Tag Archives: publishing

Book sense

Do you ISBN?

If yes, it will cost you.

A friend has a book close to publication, and today she purchased her ISBN — International Standard Book Number — that you see pictured above. This 13-digit number identifies the author, title, edition and format being printed. Publishers, booksellers, and libraries use it for ordering, listing, sales records and inventory control.

That’s all fine and dandy.

But having writers pay for the identifying number assigned to their book would be like me having to pay for my Social Security number.  Or the passwords I use to access the many accounts in my life.  Or the name tag they give me at ComicCon.

Wait.  I guess I essentially do pay for all those things.

Sorry, Tina.  I tried.

Audience first

A former colleague announced today on Facebook this he has created a book of his tweets.

He uses the app that posts the identical status update to Facebook and Twitter.  They are usually sentence fragments with hashtags and links to related content — very Twitter-friendly, but I’m not sure how they will translate to the printed page.  Will they be as rich in meaning outside of their original Internet home?

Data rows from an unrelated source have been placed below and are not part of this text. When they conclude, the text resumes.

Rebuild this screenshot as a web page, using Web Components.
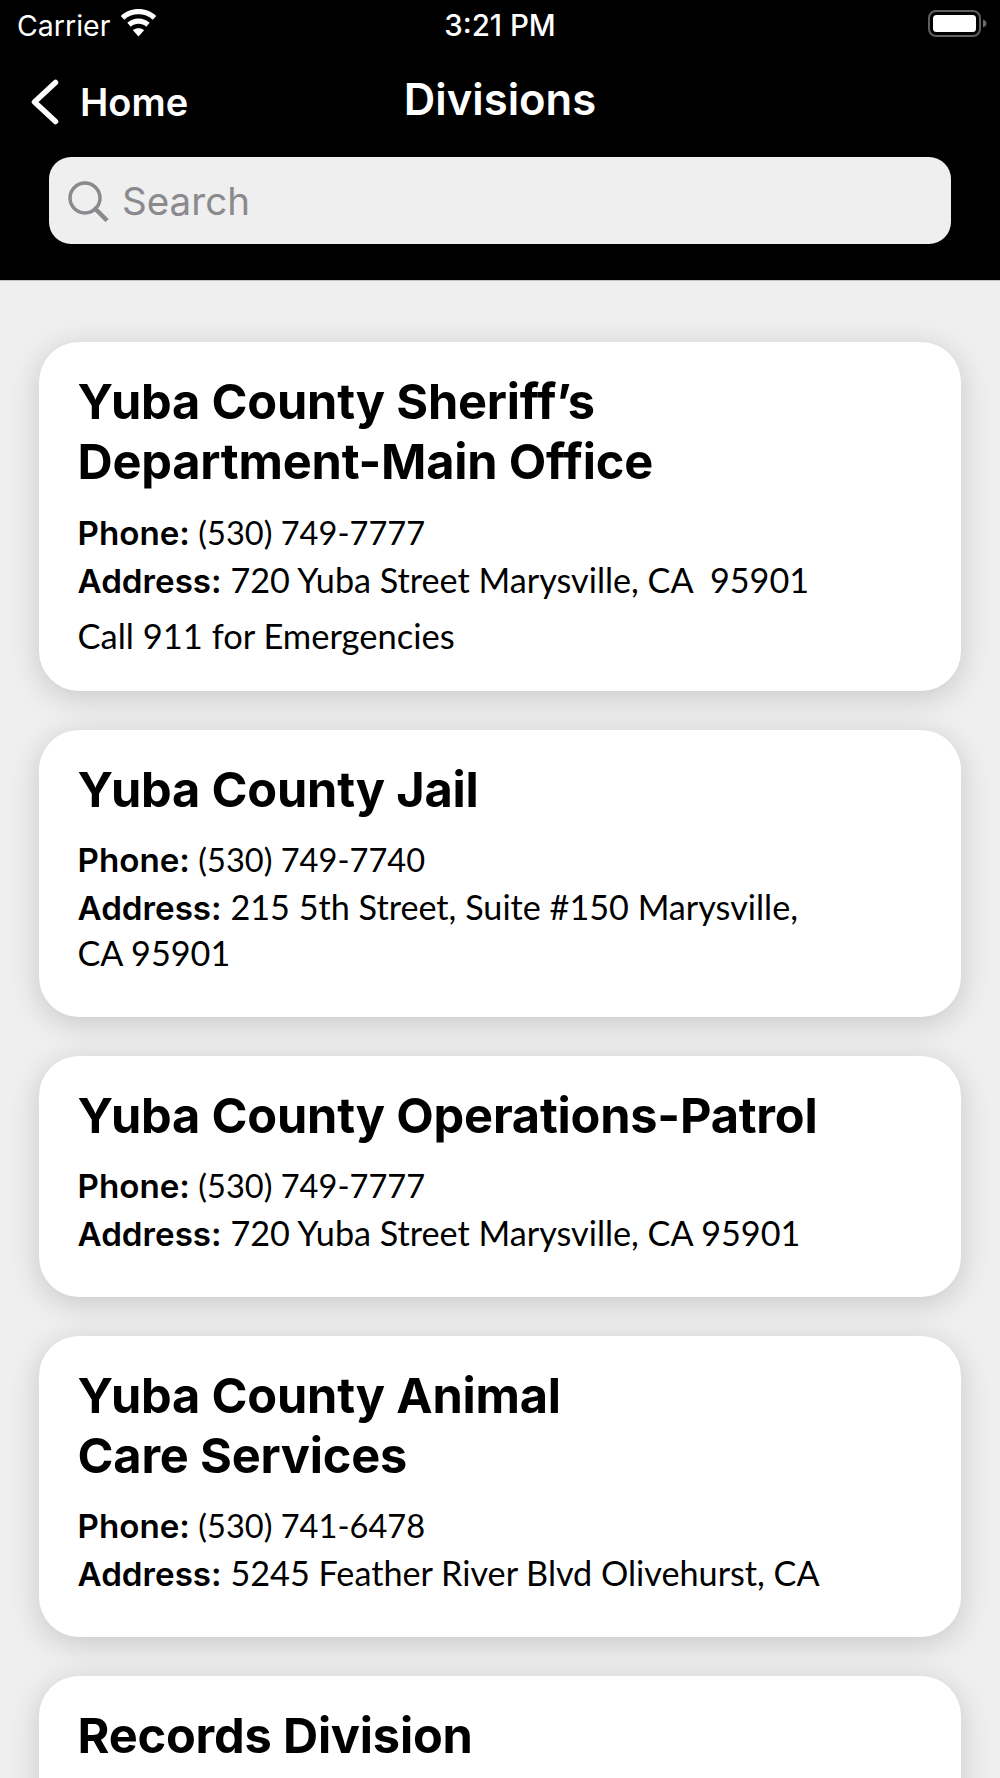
<!DOCTYPE html>
<html><head><meta charset="utf-8">
<style>
html,body{margin:0;padding:0;background:#efefef;height:1778px;overflow:hidden}
body{font-family:"Inter","Liberation Sans",sans-serif}
</style></head><body>
<app-header></app-header>
<main-list>
<div-card title="Yuba County Sheriff’s&#10;Department-Main Office" phone="(530) 749-7777" address="720 Yuba Street Marysville, CA&nbsp;&nbsp;95901" note="Call 911 for Emergencies"></div-card>
<div-card title="Yuba County Jail" phone="(530) 749-7740" address="215 5th Street, Suite #150 Marysville," more="CA 95901"></div-card>
<div-card title="Yuba County Operations-Patrol" phone="(530) 749-7777" address="720 Yuba Street Marysville, CA 95901"></div-card>
<div-card title="Yuba County Animal&#10;Care Services" phone="(530) 741-6478" address="5245 Feather River Blvd Olivehurst, CA"></div-card>
<div-card title="Records Division"></div-card>
</main-list>
<script>
class AppHeader extends HTMLElement{constructor(){super();this.attachShadow({mode:'open'}).innerHTML=`<style>
:host{display:block;background:#000;color:#fff;height:281px;box-sizing:border-box;border-bottom:1px solid #c4c4c4}
.status{height:50px;display:flex;align-items:center;position:relative;padding:0 17px;font:400 28.5px "Inter",sans-serif}
.time{position:absolute;left:0;right:0;text-align:center;font-weight:500;font-size:29.5px}
.wifi{margin-left:10px;margin-top:-5px}
.batt{position:absolute;left:928px;top:10px}
.nav{height:100px;position:relative;display:flex;align-items:center;justify-content:center}
.title{font:600 43.6px "Inter",sans-serif;margin-top:-2px}
.back{position:absolute;left:30px;top:28px;display:flex;align-items:center}
.back span{font:600 38px "Inter",sans-serif;margin-left:21px;margin-top:1px}
.search{margin:7px 49px 0 48.5px;height:87px;background:#efefef;border-radius:22px;display:flex;align-items:center;padding-left:18.5px;color:#8a8a8e;font:400 38.6px "Inter",sans-serif}
.search span{margin-left:13px}
</style>
<div class="status"><span>Carrier</span>
<svg class="wifi" width="37" height="28" viewBox="0 0 37 28"><path fill="#fff" d="M18.5 27.5l-5.6-6.2c3.2-2.6 8-2.6 11.2 0z"/><path fill="#fff" d="M18.5 9.5c4.3 0 8.200 1.600 11.200 4.300l-3.500 3.900c-4.300-3.800-11.100-3.800-15.400 0l-3.500-3.900c3-2.700 6.900-4.300 11.200-4.300z"/><path fill="#fff" d="M18.500 0c6.800 0 13 2.600 17.700 6.900l-3.400 3.800c-8-7.300-20.600-7.300-28.600 0L.8 6.900C5.500 2.600 11.700 0 18.500 0z"/></svg>
<span class="time">3:21 PM</span>
<svg class="batt" width="60" height="28" viewBox="0 0 60 28"><rect x="1" y="1" width="51" height="25" rx="7" fill="none" stroke="#5f5f5f" stroke-width="2"/><rect x="5" y="5" width="43" height="17" rx="3.500" fill="#fff"/><path d="M55 9.500c2 .6 3.500 2.200 3.500 4s-1.500 3.400-3.500 4z" fill="#6a6a6a"/></svg></div>
<div class="nav"><div class="back"><svg width="29" height="46" viewBox="0 0 29 46"><path d="M25.500 3.500L4.500 23l21 19.500" fill="none" stroke="#fff" stroke-width="5.500" stroke-linecap="round" stroke-linejoin="round"/></svg><span>Home</span></div><div class="title">Divisions</div></div>
<div class="search"><svg width="42" height="42" viewBox="0 0 42 42"><circle cx="18" cy="18" r="15" fill="none" stroke="#8a8a8e" stroke-width="3.500"/><path d="M28.500 29l10 10" stroke="#8a8a8e" stroke-width="4.500" stroke-linecap="square"/></svg><span>Search</span></div>`}}
customElements.define('app-header',AppHeader);
class MainList extends HTMLElement{constructor(){super();this.attachShadow({mode:'open'}).innerHTML=`<style>
:host{display:flex;flex-direction:column;gap:39px;padding:61px 39px 0}
</style><slot></slot>`}}
customElements.define('main-list',MainList);
class DivCard extends HTMLElement{constructor(){super();this.attachShadow({mode:'open'})}
connectedCallback(){const g=n=>this.getAttribute(n)||'';
this.shadowRoot.innerHTML=`<style>
:host{display:block;background:#fff;border-radius:40px;box-shadow:0 6px 30px rgba(0,0,0,.17);padding:30px 39px 40.5px 38.5px;color:#000}
:host([note]){padding-bottom:32px}
.t{font:700 48.7px/60px "Inter",sans-serif;white-space:pre-line;letter-spacing:-.2px;margin-bottom:17.5px}
.row,.note,.more{font:400 34.2px/46px "Lato",sans-serif}
.row+.row{margin-top:1px}
.phone{font-size:32.6px}
b{font:600 33.2px "Inter",sans-serif}
.note{margin-top:9px;line-height:47px;font-size:34.5px}
</style><div class="t">${g('title')}</div>${g('phone')?`<div class="row phone"><b>Phone:</b> <span>${g('phone')}</span></div><div class="row"><b>Address:</b> <span>${g('address')}</span></div>`:''}${g('more')?`<div class="more">${g('more')}</div>`:''}${g('note')?`<div class="note">${g('note')}</div>`:''}`}}
customElements.define('div-card',DivCard);
</script></body></html>
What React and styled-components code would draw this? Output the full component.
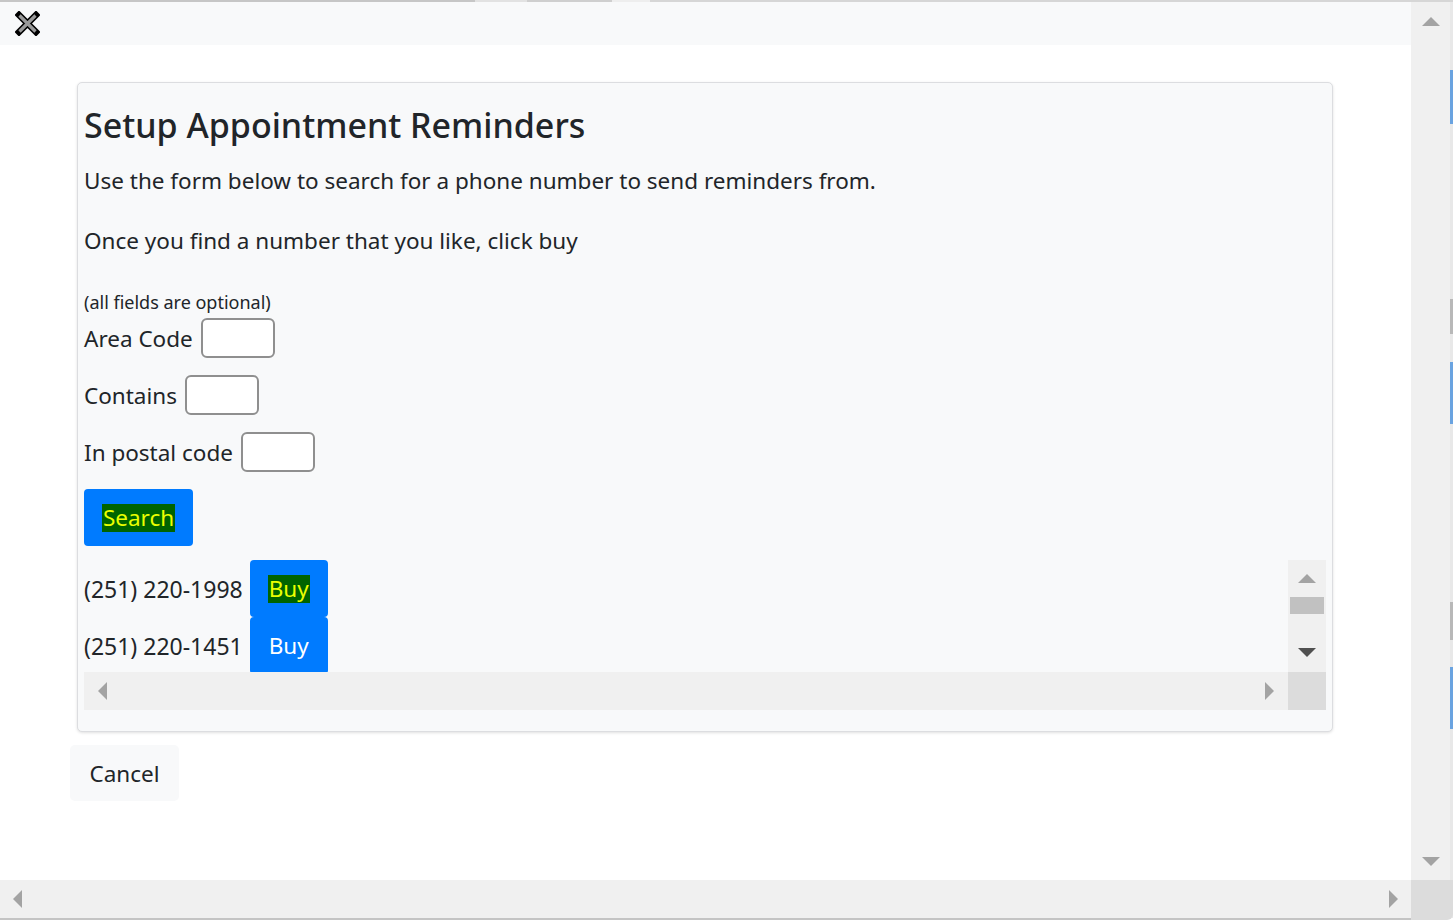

I find those tweets jarring even on Facebook, where hashtags have no relevance, since they are meant to help Twitter users find related content easily.

It all goes back to putting your audience first when you write….and I would argue that posting the same status update to Facebook and Twitter doesn’t.  I know everyone who follows me on Facebook; I certainly can’t say that about Twitter, so I treat the two audiences differently.

And if I were going to write a book based on my Facebook status updates or Twitter posts, I would use them simply as inspiration.  The medium is different, so I think you should use different language.

Let’s face it — my reader can’t click a link or follow a hashtag in a book.  And if they are nice enough to read my stuff, I certainly won’t bother them with ‘em.

Lower still

Oh, the tabloid media.  They’ll do just about anything to sell magazines.

Just ask Tiger Woods.

And now the more legitimate press is getting in on the action…if you want to include Vanity Fair under that umbrella.

TMZ.com and ‘Access Hollywood’ may have brought us photos of Tiger’s crashed car and collected the names of his ever-growing stable of mistresses, but Vanity Fair ‘got the get’ we’ve all been waiting for –

Tiger’s naked chest.

True, it’s not a photo related to the scandal.  (I don’t think anyone got a shot of his bloodied lip following the car crash, gosh darn it.)  And the Vanity Fair photo spread was snapped long before any of this ugliness took place.  But at least it was taken by celebrity photographer Annie Leibovitz, which means the photos are excellent, even if they aren’t really pertinent.

But Vanity Fair is going to make them seem that way.

The article itself?  Pure conjecture.  An interesting comparison between Tiger’s handling of the scandal and George Clooney’s character in the movie “Up in the Air.”  But no interview with Tiger.  No new details about the situation or his future on the tour.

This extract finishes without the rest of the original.